Start of Raw data
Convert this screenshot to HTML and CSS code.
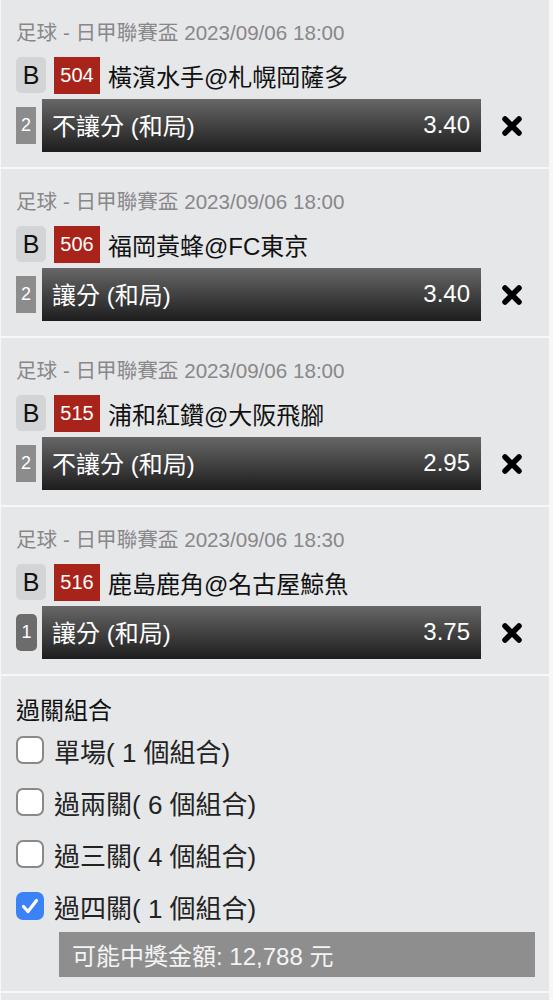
FILE: index.html
```html
<!DOCTYPE html>
<html lang="zh-Hant">
<head>
<meta charset="utf-8">
<title>投注單</title>
<link rel="stylesheet" href="styles.css">
</head>
<body>
<div class="list">
  <section class="card bet">
    <div class="meta">足球 - 日甲聯賽盃 2023/09/06 18:00</div>
    <div class="match">
      <span class="tag-b">B</span>
      <span class="tag-no">504</span>
      <span class="teams">橫濱水手@札幌岡薩多</span>
    </div>
    <div class="pick">
      <span class="num">2</span>
      <div class="bar"><span>不讓分 (和局)</span><span>3.40</span></div>
      <svg class="remove" viewBox="0 0 24 24" aria-label="移除"><path d="M5 5L19 19M19 5L5 19"/></svg>
    </div>
  </section>
  <section class="card bet">
    <div class="meta">足球 - 日甲聯賽盃 2023/09/06 18:00</div>
    <div class="match">
      <span class="tag-b">B</span>
      <span class="tag-no">506</span>
      <span class="teams">福岡黃蜂@FC東京</span>
    </div>
    <div class="pick">
      <span class="num">2</span>
      <div class="bar"><span>讓分 (和局)</span><span>3.40</span></div>
      <svg class="remove" viewBox="0 0 24 24" aria-label="移除"><path d="M5 5L19 19M19 5L5 19"/></svg>
    </div>
  </section>
  <section class="card bet">
    <div class="meta">足球 - 日甲聯賽盃 2023/09/06 18:00</div>
    <div class="match">
      <span class="tag-b">B</span>
      <span class="tag-no">515</span>
      <span class="teams">浦和紅鑽@大阪飛腳</span>
    </div>
    <div class="pick">
      <span class="num">2</span>
      <div class="bar"><span>不讓分 (和局)</span><span>2.95</span></div>
      <svg class="remove" viewBox="0 0 24 24" aria-label="移除"><path d="M5 5L19 19M19 5L5 19"/></svg>
    </div>
  </section>
  <section class="card bet">
    <div class="meta">足球 - 日甲聯賽盃 2023/09/06 18:30</div>
    <div class="match">
      <span class="tag-b">B</span>
      <span class="tag-no">516</span>
      <span class="teams">鹿島鹿角@名古屋鯨魚</span>
    </div>
    <div class="pick">
      <span class="num num-dark">1</span>
      <div class="bar"><span>讓分 (和局)</span><span>3.75</span></div>
      <svg class="remove" viewBox="0 0 24 24" aria-label="移除"><path d="M5 5L19 19M19 5L5 19"/></svg>
    </div>
  </section>
  <section class="card combo">
    <div class="combo-title">過關組合</div>
    <label class="opt"><span class="box"></span><span>單場( 1 個組合)</span></label>
    <label class="opt"><span class="box"></span><span>過兩關( 6 個組合)</span></label>
    <label class="opt"><span class="box"></span><span>過三關( 4 個組合)</span></label>
    <label class="opt"><span class="box box-on"><svg viewBox="0 0 28 28"><path d="M7.5 14.5L12 19.5L20.5 8.5"/></svg></span><span>過四關( 1 個組合)</span></label>
    <div class="payout">可能中獎金額: 12,788 元</div>
  </section>
  <section class="card tail"></section>
</div>
</body>
</html>
```

FILE: styles.css
```css
html, body {
  margin: 0;
  padding: 0;
  background: #f7f7f8;
}
body {
  font-family: "Liberation Sans", "Noto Sans CJK TC", sans-serif;
  color: #151515;
}
.list {
  display: flex;
  flex-direction: column;
  gap: 2px;
  padding: 0 4px 0 1px;
}
.card {
  background: #e6e7e9;
  padding-left: 15px;
}
.bet {
  height: 167px;
  box-sizing: border-box;
  padding-top: 21px;
}
.meta {
  font-size: 20.6px;
  line-height: 24px;
  color: #88888a;
  white-space: nowrap;
}
.match {
  display: flex;
  align-items: center;
  margin-top: 12px;
  height: 36px;
}
.tag-b {
  width: 30px;
  height: 36px;
  border-radius: 5px;
  background: #d3d4d6;
  display: flex;
  align-items: center;
  justify-content: center;
  font-size: 25px;
  color: #111;
}
.tag-no {
  margin-left: 8px;
  width: 46px;
  height: 37px;
  background: #a8241b;
  color: #fff;
  font-size: 20px;
  display: flex;
  align-items: center;
  justify-content: center;
  margin-top: 1px;
}
.teams {
  margin-left: 8px;
  font-size: 24px;
  color: #111;
  white-space: nowrap;
}
.pick {
  display: flex;
  align-items: center;
  margin-top: 6px;
}
.num {
  width: 20px;
  height: 37px;
  background: #8c8c8c;
  color: #fff;
  font-size: 18px;
  display: flex;
  align-items: center;
  justify-content: center;
  margin-right: 6px;
}
.num-dark {
  background: #6c6c6c;
  border-radius: 5px;
  width: 21px;
  margin-right: 5px;
}
.bar {
  width: 439px;
  height: 53px;
  box-sizing: border-box;
  display: flex;
  align-items: center;
  justify-content: space-between;
  padding: 0 11px 2px 10px;
  background: linear-gradient(#676767, #1d1d1d);
  color: #fff;
  font-size: 24px;
}
.remove {
  width: 24px;
  height: 24px;
  margin-left: 19px;
  fill: none;
  stroke: #000;
  stroke-width: 5.5;
  stroke-linecap: round;
}
.combo {
  padding-top: 21px;
  padding-bottom: 14px;
}
.combo-title {
  font-size: 24px;
  line-height: 27px;
  color: #111;
}
.opt {
  display: flex;
  align-items: center;
  height: 52px;
  font-size: 26px;
  color: #222;
}
.box {
  width: 28px;
  height: 28px;
  box-sizing: border-box;
  border: 2.5px solid #898989;
  border-radius: 7px;
  background: #fff;
  margin-right: 10px;
  flex: none;
}
.box-on {
  background: #3a82f6;
  border-color: #3a82f6;
  display: flex;
}
.box-on svg {
  width: 28px;
  height: 28px;
  margin: -2.5px;
  fill: none;
  stroke: #fff;
  stroke-width: 3.2;
  stroke-linecap: round;
  stroke-linejoin: round;
}
.payout {
  margin-left: 43px;
  width: 476px;
  height: 45px;
  box-sizing: border-box;
  padding-left: 13px;
  display: flex;
  align-items: center;
  background: #8e8e8e;
  color: #f4f4f4;
  font-size: 24px;
}
.tail {
  height: 20px;
}
```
End of Raw data
▶ What the task requires
Reproduce the full material exactly, excluding the pictures.

▶ Solved exercise
Convert this screenshot to HTML and CSS code.
FILE: index.html
```html
<!DOCTYPE html>
<html lang="zh-Hant">
<head>
<meta charset="utf-8">
<title>投注單</title>
<link rel="stylesheet" href="styles.css">
</head>
<body>
<div class="list">
  <section class="card bet">
    <div class="meta">足球 - 日甲聯賽盃 2023/09/06 18:00</div>
    <div class="match">
      <span class="tag-b">B</span>
      <span class="tag-no">504</span>
      <span class="teams">橫濱水手@札幌岡薩多</span>
    </div>
    <div class="pick">
      <span class="num">2</span>
      <div class="bar"><span>不讓分 (和局)</span><span>3.40</span></div>
      <svg class="remove" viewBox="0 0 24 24" aria-label="移除"><path d="M5 5L19 19M19 5L5 19"/></svg>
    </div>
  </section>
  <section class="card bet">
    <div class="meta">足球 - 日甲聯賽盃 2023/09/06 18:00</div>
    <div class="match">
      <span class="tag-b">B</span>
      <span class="tag-no">506</span>
      <span class="teams">福岡黃蜂@FC東京</span>
    </div>
    <div class="pick">
      <span class="num">2</span>
      <div class="bar"><span>讓分 (和局)</span><span>3.40</span></div>
      <svg class="remove" viewBox="0 0 24 24" aria-label="移除"><path d="M5 5L19 19M19 5L5 19"/></svg>
    </div>
  </section>
  <section class="card bet">
    <div class="meta">足球 - 日甲聯賽盃 2023/09/06 18:00</div>
    <div class="match">
      <span class="tag-b">B</span>
      <span class="tag-no">515</span>
      <span class="teams">浦和紅鑽@大阪飛腳</span>
    </div>
    <div class="pick">
      <span class="num">2</span>
      <div class="bar"><span>不讓分 (和局)</span><span>2.95</span></div>
      <svg class="remove" viewBox="0 0 24 24" aria-label="移除"><path d="M5 5L19 19M19 5L5 19"/></svg>
    </div>
  </section>
  <section class="card bet">
    <div class="meta">足球 - 日甲聯賽盃 2023/09/06 18:30</div>
    <div class="match">
      <span class="tag-b">B</span>
      <span class="tag-no">516</span>
      <span class="teams">鹿島鹿角@名古屋鯨魚</span>
    </div>
    <div class="pick">
      <span class="num num-dark">1</span>
      <div class="bar"><span>讓分 (和局)</span><span>3.75</span></div>
      <svg class="remove" viewBox="0 0 24 24" aria-label="移除"><path d="M5 5L19 19M19 5L5 19"/></svg>
    </div>
  </section>
  <section class="card combo">
    <div class="combo-title">過關組合</div>
    <label class="opt"><span class="box"></span><span>單場( 1 個組合)</span></label>
    <label class="opt"><span class="box"></span><span>過兩關( 6 個組合)</span></label>
    <label class="opt"><span class="box"></span><span>過三關( 4 個組合)</span></label>
    <label class="opt"><span class="box box-on"><svg viewBox="0 0 28 28"><path d="M7.5 14.5L12 19.5L20.5 8.5"/></svg></span><span>過四關( 1 個組合)</span></label>
    <div class="payout">可能中獎金額: 12,788 元</div>
  </section>
  <section class="card tail"></section>
</div>
</body>
</html>
```

FILE: styles.css
```css
html, body {
  margin: 0;
  padding: 0;
  background: #f7f7f8;
}
body {
  font-family: "Liberation Sans", "Noto Sans CJK TC", sans-serif;
  color: #151515;
}
.list {
  display: flex;
  flex-direction: column;
  gap: 2px;
  padding: 0 4px 0 1px;
}
.card {
  background: #e6e7e9;
  padding-left: 15px;
}
.bet {
  height: 167px;
  box-sizing: border-box;
  padding-top: 21px;
}
.meta {
  font-size: 20.6px;
  line-height: 24px;
  color: #88888a;
  white-space: nowrap;
}
.match {
  display: flex;
  align-items: center;
  margin-top: 12px;
  height: 36px;
}
.tag-b {
  width: 30px;
  height: 36px;
  border-radius: 5px;
  background: #d3d4d6;
  display: flex;
  align-items: center;
  justify-content: center;
  font-size: 25px;
  color: #111;
}
.tag-no {
  margin-left: 8px;
  width: 46px;
  height: 37px;
  background: #a8241b;
  color: #fff;
  font-size: 20px;
  display: flex;
  align-items: center;
  justify-content: center;
  margin-top: 1px;
}
.teams {
  margin-left: 8px;
  font-size: 24px;
  color: #111;
  white-space: nowrap;
}
.pick {
  display: flex;
  align-items: center;
  margin-top: 6px;
}
.num {
  width: 20px;
  height: 37px;
  background: #8c8c8c;
  color: #fff;
  font-size: 18px;
  display: flex;
  align-items: center;
  justify-content: center;
  margin-right: 6px;
}
.num-dark {
  background: #6c6c6c;
  border-radius: 5px;
  width: 21px;
  margin-right: 5px;
}
.bar {
  width: 439px;
  height: 53px;
  box-sizing: border-box;
  display: flex;
  align-items: center;
  justify-content: space-between;
  padding: 0 11px 2px 10px;
  background: linear-gradient(#676767, #1d1d1d);
  color: #fff;
  font-size: 24px;
}
.remove {
  width: 24px;
  height: 24px;
  margin-left: 19px;
  fill: none;
  stroke: #000;
  stroke-width: 5.5;
  stroke-linecap: round;
}
.combo {
  padding-top: 21px;
  padding-bottom: 14px;
}
.combo-title {
  font-size: 24px;
  line-height: 27px;
  color: #111;
}
.opt {
  display: flex;
  align-items: center;
  height: 52px;
  font-size: 26px;
  color: #222;
}
.box {
  width: 28px;
  height: 28px;
  box-sizing: border-box;
  border: 2.5px solid #898989;
  border-radius: 7px;
  background: #fff;
  margin-right: 10px;
  flex: none;
}
.box-on {
  background: #3a82f6;
  border-color: #3a82f6;
  display: flex;
}
.box-on svg {
  width: 28px;
  height: 28px;
  margin: -2.5px;
  fill: none;
  stroke: #fff;
  stroke-width: 3.2;
  stroke-linecap: round;
  stroke-linejoin: round;
}
.payout {
  margin-left: 43px;
  width: 476px;
  height: 45px;
  box-sizing: border-box;
  padding-left: 13px;
  display: flex;
  align-items: center;
  background: #8e8e8e;
  color: #f4f4f4;
  font-size: 24px;
}
.tail {
  height: 20px;
}
```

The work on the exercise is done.